Heritability is the extent to which phenotypic (observable/measurable) variance can be explained by the genetic variance whereas broad-sense heritability is the degree to which variation in a trait is genetically determined.
An allele is one of multiple versions of the same gene in an animals DNA. Quantitative traits are continuously variable, arising from a combination of enviromental influence and the positioning of the contributing genes (or alleles) within the DNA. Further adding to the incidence of variation is the phenomenon referred to as epistasis, where the effect of a gene is dependent on the presence of others in their genetic background; the outcome is nonlinear and has profound consequences for the evolvability of phenotypic traits. Phenotypic value (P) is the measurement of an individual animal for a particular trait. It is composed of a genotypic value (C) and a deviation from G due to the enviromental influence (E). This can be summarised as P= G+E.
It is because of this that genetic tools can fluctuate in their predictive power on a case by case basis and are recommended to be used in conjunction with EBVs and visual appraisals.
Why should I use a genomic testing service?
Genomic testing services such as those offered by TEC, allow you to test commercial cattle for their true genetic merit and rank them within your herd. This enables you to keep the genetically superior individuals, refine your selection and maximise genetic gain in the traits that are most important to your herd production goals and breeding objectives.
Measure and manage your herd
Recording and understanding the genetic potential of individual cattle within a commercial herd allows you to rank animals against each other on a range of production traits.

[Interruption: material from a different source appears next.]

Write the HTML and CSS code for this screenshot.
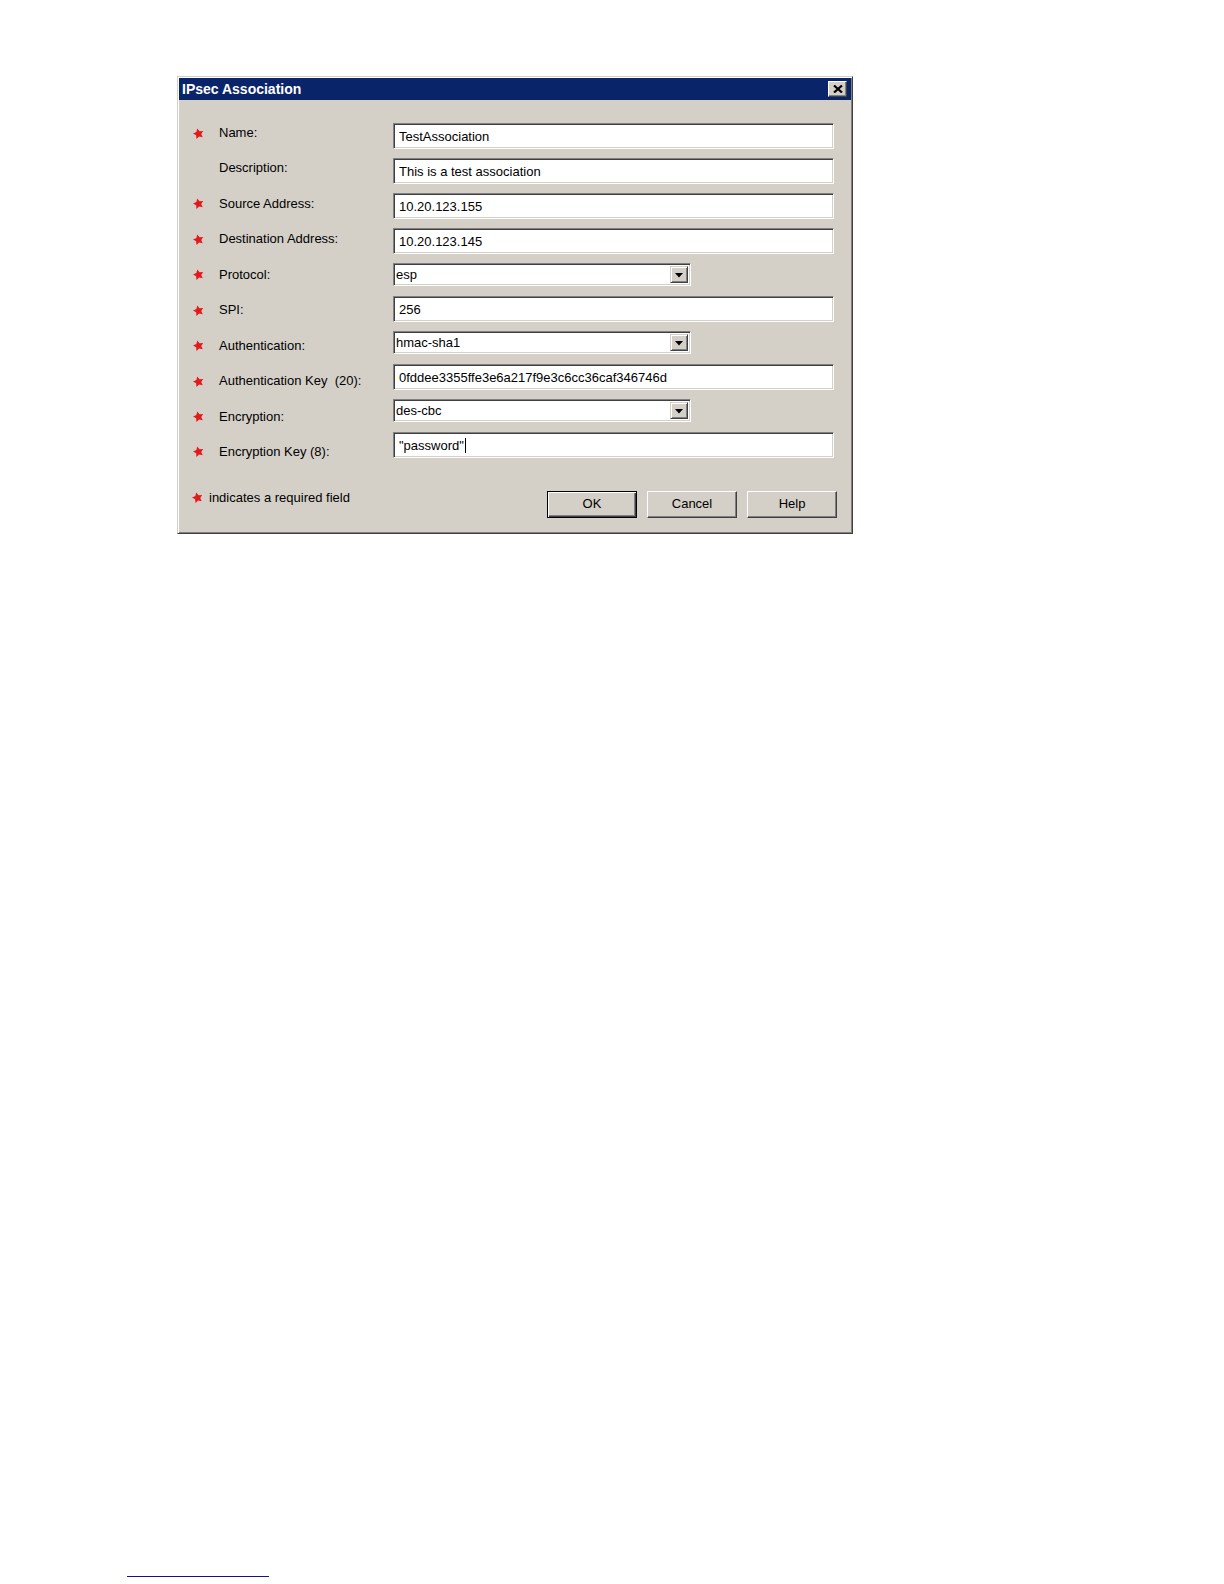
FILE: index.html
```html
<!DOCTYPE html>
<html lang="en">
<head>
<meta charset="utf-8">
<title>IPsec Association</title>
<link rel="stylesheet" href="styles.css">
</head>
<body>
<div class="page">
  <div class="dialog">
    <div class="titlebar">
      <span class="title">IPsec Association</span>
      <span class="close-btn"><svg width="10" height="8" viewBox="0 0 10 8"><path d="M1 0.5 L9 7.5 M9 0.5 L1 7.5" stroke="#000" stroke-width="2.2"/></svg></span>
    </div>
    <div class="body">
      <div class="form">
        <div class="labels">
          <div class="label"><span class="star"><svg width="11" height="11" viewBox="0 0 10 10"><polygon transform="rotate(-14 5 5.3)" points="5,0.3 6.47,3.28 9.76,3.76 7.38,6.08 7.94,9.35 5,7.8 2.06,9.35 2.62,6.08 0.24,3.76 3.53,3.28" fill="#e3191b"/></svg></span><span>Name:</span></div>
          <div class="label"><span class="star"></span><span>Description:</span></div>
          <div class="label"><span class="star"><svg width="11" height="11" viewBox="0 0 10 10"><polygon transform="rotate(-14 5 5.3)" points="5,0.3 6.47,3.28 9.76,3.76 7.38,6.08 7.94,9.35 5,7.8 2.06,9.35 2.62,6.08 0.24,3.76 3.53,3.28" fill="#e3191b"/></svg></span><span>Source Address:</span></div>
          <div class="label"><span class="star"><svg width="11" height="11" viewBox="0 0 10 10"><polygon transform="rotate(-14 5 5.3)" points="5,0.3 6.47,3.28 9.76,3.76 7.38,6.08 7.94,9.35 5,7.8 2.06,9.35 2.62,6.08 0.24,3.76 3.53,3.28" fill="#e3191b"/></svg></span><span>Destination Address:</span></div>
          <div class="label"><span class="star"><svg width="11" height="11" viewBox="0 0 10 10"><polygon transform="rotate(-14 5 5.3)" points="5,0.3 6.47,3.28 9.76,3.76 7.38,6.08 7.94,9.35 5,7.8 2.06,9.35 2.62,6.08 0.24,3.76 3.53,3.28" fill="#e3191b"/></svg></span><span>Protocol:</span></div>
          <div class="label"><span class="star"><svg width="11" height="11" viewBox="0 0 10 10"><polygon transform="rotate(-14 5 5.3)" points="5,0.3 6.47,3.28 9.76,3.76 7.38,6.08 7.94,9.35 5,7.8 2.06,9.35 2.62,6.08 0.24,3.76 3.53,3.28" fill="#e3191b"/></svg></span><span>SPI:</span></div>
          <div class="label"><span class="star"><svg width="11" height="11" viewBox="0 0 10 10"><polygon transform="rotate(-14 5 5.3)" points="5,0.3 6.47,3.28 9.76,3.76 7.38,6.08 7.94,9.35 5,7.8 2.06,9.35 2.62,6.08 0.24,3.76 3.53,3.28" fill="#e3191b"/></svg></span><span>Authentication:</span></div>
          <div class="label"><span class="star"><svg width="11" height="11" viewBox="0 0 10 10"><polygon transform="rotate(-14 5 5.3)" points="5,0.3 6.47,3.28 9.76,3.76 7.38,6.08 7.94,9.35 5,7.8 2.06,9.35 2.62,6.08 0.24,3.76 3.53,3.28" fill="#e3191b"/></svg></span><span>Authentication Key&nbsp;&nbsp;(20):</span></div>
          <div class="label"><span class="star"><svg width="11" height="11" viewBox="0 0 10 10"><polygon transform="rotate(-14 5 5.3)" points="5,0.3 6.47,3.28 9.76,3.76 7.38,6.08 7.94,9.35 5,7.8 2.06,9.35 2.62,6.08 0.24,3.76 3.53,3.28" fill="#e3191b"/></svg></span><span>Encryption:</span></div>
          <div class="label"><span class="star"><svg width="11" height="11" viewBox="0 0 10 10"><polygon transform="rotate(-14 5 5.3)" points="5,0.3 6.47,3.28 9.76,3.76 7.38,6.08 7.94,9.35 5,7.8 2.06,9.35 2.62,6.08 0.24,3.76 3.53,3.28" fill="#e3191b"/></svg></span><span>Encryption Key (8):</span></div>
        </div>
        <div class="fields">
          <div class="input">TestAssociation</div>
          <div class="input">This is a test association</div>
          <div class="input">10.20.123.155</div>
          <div class="input">10.20.123.145</div>
          <div class="select-slot"><div class="select"><span class="select-value">esp</span><span class="arrow-btn"><svg width="8" height="5" viewBox="0 0 8 5"><polygon points="0,0 8,0 4,4.5" fill="#000"/></svg></span></div></div>
          <div class="input">256</div>
          <div class="select-slot"><div class="select"><span class="select-value">hmac-sha1</span><span class="arrow-btn"><svg width="8" height="5" viewBox="0 0 8 5"><polygon points="0,0 8,0 4,4.5" fill="#000"/></svg></span></div></div>
          <div class="input">0fddee3355ffe3e6a217f9e3c6cc36caf346746d</div>
          <div class="select-slot"><div class="select"><span class="select-value">des-cbc</span><span class="arrow-btn"><svg width="8" height="5" viewBox="0 0 8 5"><polygon points="0,0 8,0 4,4.5" fill="#000"/></svg></span></div></div>
          <div class="input">"password"<span class="caret"></span></div>
        </div>
      </div>
      <div class="footer">
        <div class="note"><span class="note-star"><svg width="11" height="11" viewBox="0 0 10 10"><polygon transform="rotate(-14 5 5.3)" points="5,0.3 6.47,3.28 9.76,3.76 7.38,6.08 7.94,9.35 5,7.8 2.06,9.35 2.62,6.08 0.24,3.76 3.53,3.28" fill="#e3191b"/></svg></span><span>indicates a required field</span></div>
        <div class="buttons">
          <span class="btn btn-default">OK</span>
          <span class="btn">Cancel</span>
          <span class="btn">Help</span>
        </div>
      </div>
    </div>
  </div>
  <div class="rule"></div>
</div>
</body>
</html>
```

FILE: styles.css
```css
html, body {
  margin: 0;
  padding: 0;
  background: #ffffff;
}

body {
  font-family: "Liberation Sans", Arial, sans-serif;
  font-size: 13px;
  color: #000;
}

.page {
  padding-top: 76px;
  display: flex;
  flex-direction: column;
  align-items: flex-start;
}

.dialog {
  margin-left: 177px;
  width: 672px;
  padding: 1px;
  border: 1px solid;
  border-color: #d4d0c8 #404040 #404040 #d4d0c8;
  box-shadow: inset 1px 1px #ffffff, inset -1px -1px #808080;
  background: #d4d0c8;
}

.titlebar {
  height: 22px;
  background: #0a246a;
  display: flex;
  align-items: center;
  justify-content: space-between;
  padding: 0 4px 0 3px;
}

.title {
  color: #ffffff;
  font-weight: bold;
  font-size: 14px;
  line-height: 16px;
}

.close-btn {
  width: 19px;
  height: 16px;
  box-sizing: border-box;
  background: #d4d0c8;
  border: 1px solid;
  border-color: #ffffff #404040 #404040 #ffffff;
  box-shadow: inset -1px -1px #808080;
  display: flex;
  align-items: center;
  justify-content: center;
}

.close-btn svg {
  display: block;
}

.body {
  padding: 23px 14px 14px 14px;
}

.form {
  display: grid;
  grid-template-columns: 200px 441px;
  align-items: start;
}

.labels {
  display: flex;
  flex-direction: column;
  gap: 19.44px;
  padding-top: 2px;
}

.label {
  display: flex;
  align-items: center;
  height: 16px;
  line-height: 16px;
  white-space: nowrap;
}

.star {
  width: 11px;
  height: 11px;
  margin-right: 15px;
  flex: none;
}

.star svg, .note-star svg {
  display: block;
}

.fields {
  display: flex;
  flex-direction: column;
  gap: 9px;
}

.input {
  height: 26px;
  box-sizing: border-box;
  background: #ffffff;
  border: 1px solid;
  border-color: #808080 #ffffff #ffffff #808080;
  box-shadow: inset 1px 1px #404040, inset -1px -1px #d4d0c8;
  padding: 0 6px 0 5px;
  display: flex;
  align-items: center;
  white-space: nowrap;
}

.caret {
  display: inline-block;
  width: 0;
  height: 15px;
  border-left: 1px solid #000;
  margin-left: 1px;
}

.select-slot {
  height: 24px;
}

.select {
  width: 298px;
  height: 23px;
  box-sizing: border-box;
  background: #ffffff;
  border: 1px solid;
  border-color: #808080 #ffffff #ffffff #808080;
  box-shadow: inset 1px 1px #404040, inset -1px -1px #d4d0c8;
  padding: 2px;
  display: flex;
  align-items: stretch;
  justify-content: space-between;
}

.select-value {
  display: flex;
  align-items: center;
}

.arrow-btn {
  width: 18px;
  box-sizing: border-box;
  background: #d4d0c8;
  border: 1px solid;
  border-color: #d4d0c8 #404040 #404040 #d4d0c8;
  box-shadow: inset 1px 1px #ffffff, inset -1px -1px #808080;
  display: flex;
  align-items: center;
  justify-content: center;
  padding-top: 1px;
}

.arrow-btn svg {
  display: block;
}

.footer {
  margin-top: 31px;
  display: flex;
  justify-content: space-between;
  align-items: flex-start;
}

.note {
  display: flex;
  align-items: center;
  line-height: 16px;
  margin-top: -1px;
  margin-left: -1px;
}

.note-star {
  width: 11px;
  height: 11px;
  margin-right: 6px;
}

.buttons {
  display: flex;
  gap: 10px;
}

.btn {
  width: 90px;
  height: 27px;
  box-sizing: border-box;
  background: #d4d0c8;
  border: 1px solid;
  border-color: #ffffff #404040 #404040 #ffffff;
  box-shadow: inset -1px -1px #808080;
  display: flex;
  align-items: center;
  justify-content: center;
  padding-bottom: 1px;
}

.btn-default {
  border: 1px solid #000;
  box-shadow: inset 1px 1px #ffffff, inset -1px -1px #404040, inset -2px -2px #808080;
}

.rule {
  margin-top: 1042px;
  margin-left: 127px;
  width: 142px;
  height: 1px;
  background: #14148a;
}
```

Selecting traits on performance figures has primarily been the main driver of genetic improvement, but we are now able to test their commercial offspring and identify the individuals that will achieve a herd with complete genetic superiority.
One type of genetic testing offered by Igenity provides 16 traits, including calving ease, milk production, growth rate, marbling, fat depth and tenderness.
How many cattle do I need to test and at what age?
While you can test as many animals as you like, a minimum group of 10 is recommended to allow for adequate comparison and selection. The specific requirements and sampling plan for each enterprise will vary, which can be discussed during a consultation where required.
Catlle can be any age, although it’s recommended you test young cattle at marking or weaning to minimise additional handling and allow for exclusion of cattle which are structurally undesirable prior to testing. Testing at an early age also allows selection decisions to be made earlier and management tailored to the replacement individuals if needed.
What type of cattle are eligible to be tested?
Any combination of the following are eligible for testing:
- Red angus
- Maine Anjou.
The benefits of genomic testing cattle
- measure genomic potential of commercial cross bred and pure-bred cattle
- increase the accuracy of replacement heifer selection to match breeding goals and target market
- create custom selection indexes to target specific market end points and herd production goals
- use known genetic merit of your cow herd to assist in bull purchasing
- increase accuracy of commercial in-herd bull selection
- assist with marketing of cattle by providing greater information to buyers.